Nothing but the lines from the top of the data to the line holding "5.5 0 0 1 11" should be printed, word for word and both ends included; leave the pictures out.

- [Provided material]
--- Begin ---

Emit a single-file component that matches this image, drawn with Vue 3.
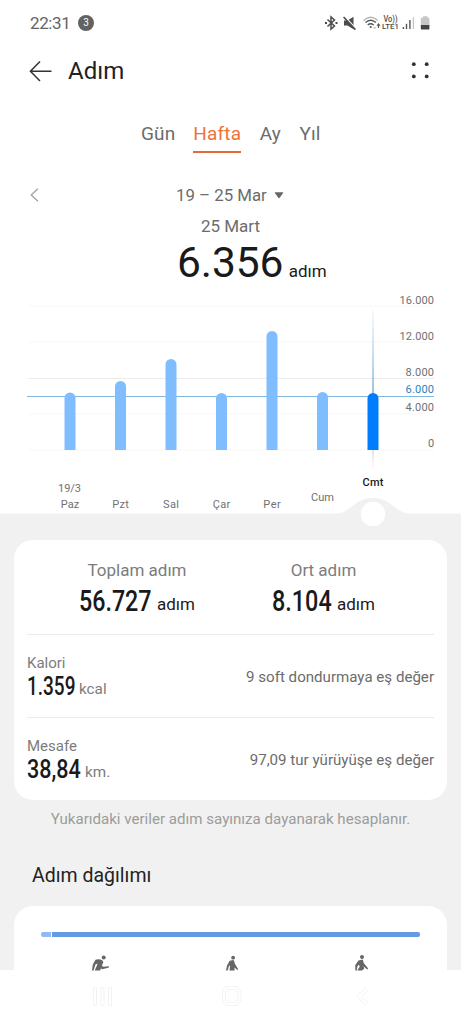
<script setup>
const grid = [306, 342, 378.5, 414, 450]
const axis = [
  { label: '16.000', y: 304, w: 34.5 },
  { label: '12.000', y: 340, w: 34.5 },
  { label: '8.000', y: 375.5, w: 28.5 },
  { label: '6.000', y: 393.3, w: 28.5, goal: true },
  { label: '4.000', y: 411.3, w: 28.5 },
  { label: '0', y: 447.3, w: 6 },
]
const bars = [
  { day: 'Paz', x: 70, top: 392.5, y: 508, w: 18.5 },
  { day: 'Pzt', x: 120.5, top: 381, y: 508, w: 16.5 },
  { day: 'Sal', x: 171, top: 359, y: 508, w: 16 },
  { day: 'Çar', x: 221.5, top: 393, y: 508, w: 17.5 },
  { day: 'Per', x: 272, top: 331, y: 508, w: 17.5 },
  { day: 'Cum', x: 322.5, top: 392, y: 501, w: 23 },
  { day: 'Cmt', x: 373, top: 393, y: 486.3, w: 21, active: true },
]
const barPath = (b) =>
  `M${b.x - 5.5} 450V${b.top + 5.5}a5.5 5.5 0 0 1 11 0V450Z`

const totals = [
  { label: 'Toplam adım', value: '56.727', kind: 'n-total' },
  { label: 'Ort adım', value: '8.104', kind: 'n-average' },
]
const metrics = [
  { label: 'Kalori', value: '1.359', kind: 'n-energy', unit: 'kcal', note: '9 soft dondurmaya eş değer' },
  { label: 'Mesafe', value: '38,84', kind: 'n-distance', unit: 'km.', note: '97,09 tur yürüyüşe eş değer' },
]
</script>

<template>
  <div class="screen">
    <div class="top">
      <div class="status">
        <span class="clock">22:31</span>
        <span class="count">3</span>
        <svg class="status-icons" width="112" height="20" viewBox="324 13 112 20">
          <g fill="none" stroke="#4c4c4c" stroke-width="1.5">
            <path d="M327.5 19.5L334.5 26L331 29V17L334.5 20L327.5 26.5" />
            <path d="M325 23h2M335.5 23h2" stroke-width="1.8" />
          </g>
          <path d="M344 20.5h3.5l6-3.8v12.6l-6-3.8H344z" fill="#4c4c4c" />
          <path d="M344 15.8L356.4 29.2" stroke="#fff" stroke-width="1.5" />
          <path d="M343.6 17L355.4 29.6" stroke="#4c4c4c" stroke-width="1.6" />
          <g fill="none" stroke-width="1.4">
            <path d="M363.5 20.5q7.2-6.6 14.4 0" stroke="#b5b5b5" />
            <path d="M365.5 22.6q5.2-4.6 10.4 0M367.7 25q3-2.5 6 0" stroke="#555" />
          </g>
          <circle cx="370.7" cy="27" r="1.1" fill="#555" />
          <path d="M378.5 23l2 2.7h-1.4v2.3h-1.2v-2.3h-1.4z" fill="#555" />
          <path d="M374.8 29.2l1.7-2.2h-3.4z" fill="#c4c4c4" />
          <text x="383.5" y="22.2" font-size="8.2" font-weight="500" textLength="14" lengthAdjust="spacingAndGlyphs" fill="#4c4c4c">Vo))</text>
          <text x="382" y="29.4" font-size="8" font-weight="500" textLength="16.8" lengthAdjust="spacingAndGlyphs" fill="#4c4c4c">LTE1</text>
          <g fill="#555">
            <rect x="402.7" y="27" width="1.4" height="2" />
            <rect x="405.8" y="23.8" width="1.4" height="5.2" />
            <rect x="409.2" y="20" width="1.4" height="9" />
            <rect x="412.8" y="17.3" width="1.1" height="11.7" fill="#bdbdbd" />
          </g>
          <path d="M423 16.3h4.5v1.4h1.9v7.8h-8.6v-7.8h2.2z" fill="#c6c6c6" />
          <path d="M420.8 25h8.6v3.4q0 1.2-1.2 1.2h-6.2q-1.2 0-1.2-1.2z" fill="#444" />
        </svg>
      </div>

      <div class="header">
        <svg width="24" height="24" viewBox="29 58 24 24">
          <path d="M51.5 70.3H31M40 60.5L30.4 70.3L40 80" fill="none" stroke="#333" stroke-width="1.5" />
        </svg>
        <h1>Adım</h1>
        <svg class="more" width="20" height="20" viewBox="410 60 20 20" fill="#333">
          <circle cx="413.8" cy="63.2" r="1.9" /><circle cx="426.7" cy="63.2" r="1.9" />
          <circle cx="413.8" cy="75.4" r="1.9" /><circle cx="426.7" cy="75.4" r="1.9" />
        </svg>
      </div>

      <div class="tabs">
        <span>Gün</span><span class="selected">Hafta</span><span>Ay</span><span>Yıl</span>
      </div>

      <div class="range">
        <svg class="prev" width="12" height="18" viewBox="0 0 12 18">
          <path d="M10 1.8L3.2 8l6.8 6.2" fill="none" stroke="#a5a5a5" stroke-width="1.4" />
        </svg>
        <span class="dates">19 – 25 Mar</span>
        <svg class="caret" width="10" height="8" viewBox="0 0 10 8">
          <path d="M1.2.2h7.6q.8 0 .3.8L5.7 5.8q-.7.8-1.4 0L.9 1Q.4.2 1.2.2z" fill="#666" />
        </svg>
      </div>
      <div class="day">25 Mart</div>
      <div class="steps"><b>6.356</b><span>adım</span></div>
    </div>

    <svg class="chart" width="461" height="245" viewBox="0 285 461 245">
      <defs>
        <linearGradient id="cursor" x1="0" x2="0" y1="310" y2="470" gradientUnits="userSpaceOnUse">
          <stop offset="0" stop-color="#6aaad8" stop-opacity="0.1" />
          <stop offset="0.5" stop-color="#5a9fd2" />
          <stop offset="0.87" stop-color="#aaa" stop-opacity="0.6" />
          <stop offset="1" stop-color="#ccc" stop-opacity="0.1" />
        </linearGradient>
      </defs>
      <path d="M0 285H461V513.5H0Z" fill="#fff" />
      <path d="M335 514C352 513 354 498 373 498S394 513 411 514Z" fill="#f1f1f1" />
      <circle cx="373" cy="514" r="12.2" fill="#fff" />
      <path v-for="(y, i) in grid" :key="y" :d="`M28 ${y}H434`" :stroke="i === 2 ? '#ececec' : '#f7f7f7'" />
      <path d="M27 396.5H434" stroke="#82b8dd" stroke-width="1.1" />
      <path d="M372.4 310h1.2v160h-1.2z" fill="url(#cursor)" />
      <path v-for="b in bars" :key="b.day" :d="barPath(b)" :fill="b.active ? '#007dff' : '#80bdff'" />
      <text v-for="a in axis" :key="a.label" class="axis" :class="{ goal: a.goal }" :x="434 - a.w" :y="a.y" :textLength="a.w">{{ a.label }}</text>
      <text class="axis" x="58" y="491.5" textLength="23">19/3</text>
      <text v-for="b in bars" :key="b.day + 't'" class="axis" :class="{ current: b.active }" :x="b.x - b.w / 2" :y="b.y" :textLength="b.w">{{ b.day }}</text>
    </svg>

    <div class="card summary">
      <div class="totals">
        <div v-for="t in totals" :key="t.label" class="total">
          <div class="total-label">{{ t.label }}</div>
          <div class="total-value">
            <div class="number" :class="t.kind"><b>{{ t.value }}</b></div>
            <span>adım</span>
          </div>
        </div>
      </div>
      <div v-for="m in metrics" :key="m.label" class="metric">
        <div>
          <div class="metric-label">{{ m.label }}</div>
          <div class="metric-value">
            <div class="number" :class="m.kind"><b>{{ m.value }}</b></div>
            <span>{{ m.unit }}</span>
          </div>
        </div>
        <div class="metric-note">{{ m.note }}</div>
      </div>
    </div>

    <p class="hint">Yukarıdaki veriler adım sayınıza dayanarak hesaplanır.</p>
    <h2>Adım dağılımı</h2>

    <div class="card spread">
      <div class="meter"><i></i><b></b></div>
      <div class="people">
        <svg width="20" height="17" viewBox="91 955 20 17" fill="#666">
          <circle cx="103.7" cy="957.5" r="2" />
          <path d="M95.5 959.8q3.8-1.2 7 .8l.9 1.7-1.5 3 1 1.5 5.9-.6.2 1.4-6.7 1.6-1.2-.8-1.2 2.2h-5.2l2-4.5.9-2.6-2.2 1-1.8 6.1h-1.6l.8-6.2z" />
        </svg>
        <svg width="20" height="17" viewBox="221 955 20 17" fill="#666">
          <circle cx="232.1" cy="957.7" r="1.9" />
          <path d="M228.7 960.8l4-.8 1.3 4 3.2 5.2-1 .9-2.6-2.7-.1 3.2h-5l.6-5.5-1.4 1.6-1 3.9h-1.7l1-5.2z" />
        </svg>
        <svg width="20" height="17" viewBox="352 955 20 17" fill="#666">
          <circle cx="362" cy="957" r="2" />
          <path d="M358.5 960.4l4.3-.9.9 3.6 4.5 5.5-.8.9-4.2-3.3 1.2 2.4-2.4 2h-4.7l2.5-4.2-1-1.6-1.3 1.4-.8 4.2h-1.4v-5.4z" />
        </svg>
      </div>
    </div>
    <div class="nav">
      <svg width="461" height="54" viewBox="0 970 461 54" fill="none" stroke="#f3f3f3" stroke-width="1">
        <path d="M93.5 987.5h3v18h-3zM101 987.5h3v18h-3zM108.5 987.5h3v18h-3z" />
        <rect x="222.5" y="986.5" width="18.5" height="19" rx="6" />
        <rect x="225.5" y="989.5" width="12.5" height="13" rx="3.5" />
        <path d="M366 987.5l-9.5 9 9.5 9M368 990l-6.5 6.5 6.5 6.5" />
      </svg>
    </div>
  </div>
</template>

<style>
body { background: #fff; }
</style>

<style scoped>
.screen {
  width: 461px;
  height: 1024px;
  overflow: hidden;
  display: flex;
  flex-direction: column;
  background: #f1f1f1;
  font-family: Roboto, "Liberation Sans", sans-serif;
  color: #6c6c6c;
}
.screen > * { flex-shrink: 0; }
svg { display: block; }
.top { height: 285px; background: #fff; }
.status { height: 46px; display: flex; align-items: center; padding: 0 25px 0 30px; }
.clock { font-size: 17px; color: #646464; letter-spacing: -0.4px; width: 48px; }
.count {
  width: 16px; height: 16px; border-radius: 50%;
  background: #626262; color: #fff;
  font-size: 10px; line-height: 16px; text-align: center;
}
.status-icons { margin-left: auto; }
.header { height: 50px; display: flex; align-items: center; padding: 0 31px 0 29px; }
h1 { margin: 0 0 0 15px; font-size: 24px; line-height: 30px; font-weight: 400; color: #222; }
.more { margin-left: auto; }
.tabs {
  height: 84px; box-sizing: border-box; padding: 25px 0 0 141px;
  display: flex; align-items: flex-start; gap: 18.5px;
  font-size: 19px; line-height: 26px; letter-spacing: 0.15px;
}
.tabs .selected { color: #f0703a; height: 30px; margin-left: -0.5px; border-bottom: 2px solid #e5693b; }
.range { height: 31px; display: flex; align-items: center; padding-left: 28px; }
.dates { margin-left: 136px; font-size: 16.8px; width: 98px; line-height: 20px; margin-top: -1px; }
.day { height: 30px; line-height: 30px; text-align: center; font-size: 17px; }
.steps { height: 44px; padding-left: 177px; display: flex; align-items: baseline; color: #1a1a1a; }
.steps b { font-size: 42.5px; line-height: 43px; font-weight: 400; letter-spacing: -0.1px; }
.steps span { margin-left: 5.5px; font-size: 17px; }
.axis { font-size: 11px; fill: #707070; }
.axis.goal { fill: #2c82c4; }
.axis.current { fill: #1a1a1a; font-weight: 500; }
.card { margin: 0 14px; background: #fff; }
.summary { margin-top: 10px; height: 260px; border-radius: 19px; box-sizing: border-box; padding: 0 13px; }
.totals { height: 94px; display: flex; padding: 0 17.5px 0 17px; justify-content: space-between; }
.total { width: 186px; text-align: center; padding-top: 19px; }
.total-label { font-size: 17px; line-height: 22px; color: #7c7c7c; }
.total-value { height: 28px; margin-top: 5px; display: flex; justify-content: center; color: #1a1a1a; }
.total-value span { margin-left: 5px; font-size: 17px; line-height: 36px; }
.number { height: 28px; color: #1a1a1a; }
.number b { display: block; width: max-content; font-weight: 500; line-height: 28px; transform-origin: 0 50%; }
.n-total, .n-average { font-size: 30px; padding-top: 1px; }
.n-total { width: 73px; }
.n-total b { transform: scaleX(0.775); }
.n-average { width: 60px; }
.n-average b { transform: scaleX(0.78); }
.n-energy, .n-distance { font-size: 25.5px; }
.n-energy b, .n-distance b { line-height: 26px; }
.n-energy { width: 48.5px; }
.n-energy b { transform: scaleX(0.745); }
.n-distance { width: 54.5px; }
.n-distance b { transform: scaleX(0.845); }
.metric { height: 82px; border-top: 1px solid #ebebeb; display: flex; justify-content: space-between; align-items: flex-start; }
.metric-label { margin-top: 18px; font-size: 15px; line-height: 20px; color: #7c7c7c; }
.metric-value { display: flex; }
.metric-value span { margin-left: 3.5px; font-size: 15.3px; line-height: 32px; color: #7c7c7c; }
.metric-note { margin-top: 31px; font-size: 15.1px; line-height: 22px; }
.hint { margin: 8px 0 0; height: 22px; line-height: 22px; font-size: 15.1px; text-align: center; color: #9c9c9c; }
h2 { margin: 31px 0 0 32px; height: 30px; line-height: 30px; font-size: 19.5px; font-weight: 400; color: #222; }
.spread { margin-top: 15px; height: 64px; border-radius: 19px 19px 0 0; position: relative; z-index: 1; }
.meter { padding: 26px 27px 0; display: flex; gap: 1px; }
.meter i { width: 10px; height: 5px; background: #92baf0; border-radius: 2px 0 0 2px; }
.meter b { flex: 1; height: 5px; background: #6499e4; border-radius: 0 2px 2px 0; }
.people { display: flex; justify-content: space-between; padding: 18px 75px 0 77px; }
.nav { height: 54px; background: #fff; }
</style>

--- End ---

- [Solution to this task]
Emit a single-file component that matches this image, drawn with Vue 3.
<script setup>
const grid = [306, 342, 378.5, 414, 450]
const axis = [
  { label: '16.000', y: 304, w: 34.5 },
  { label: '12.000', y: 340, w: 34.5 },
  { label: '8.000', y: 375.5, w: 28.5 },
  { label: '6.000', y: 393.3, w: 28.5, goal: true },
  { label: '4.000', y: 411.3, w: 28.5 },
  { label: '0', y: 447.3, w: 6 },
]
const bars = [
  { day: 'Paz', x: 70, top: 392.5, y: 508, w: 18.5 },
  { day: 'Pzt', x: 120.5, top: 381, y: 508, w: 16.5 },
  { day: 'Sal', x: 171, top: 359, y: 508, w: 16 },
  { day: 'Çar', x: 221.5, top: 393, y: 508, w: 17.5 },
  { day: 'Per', x: 272, top: 331, y: 508, w: 17.5 },
  { day: 'Cum', x: 322.5, top: 392, y: 501, w: 23 },
  { day: 'Cmt', x: 373, top: 393, y: 486.3, w: 21, active: true },
]
const barPath = (b) =>
  `M${b.x - 5.5} 450V${b.top + 5.5}a5.5 5.5 0 0 1 11 0V450Z`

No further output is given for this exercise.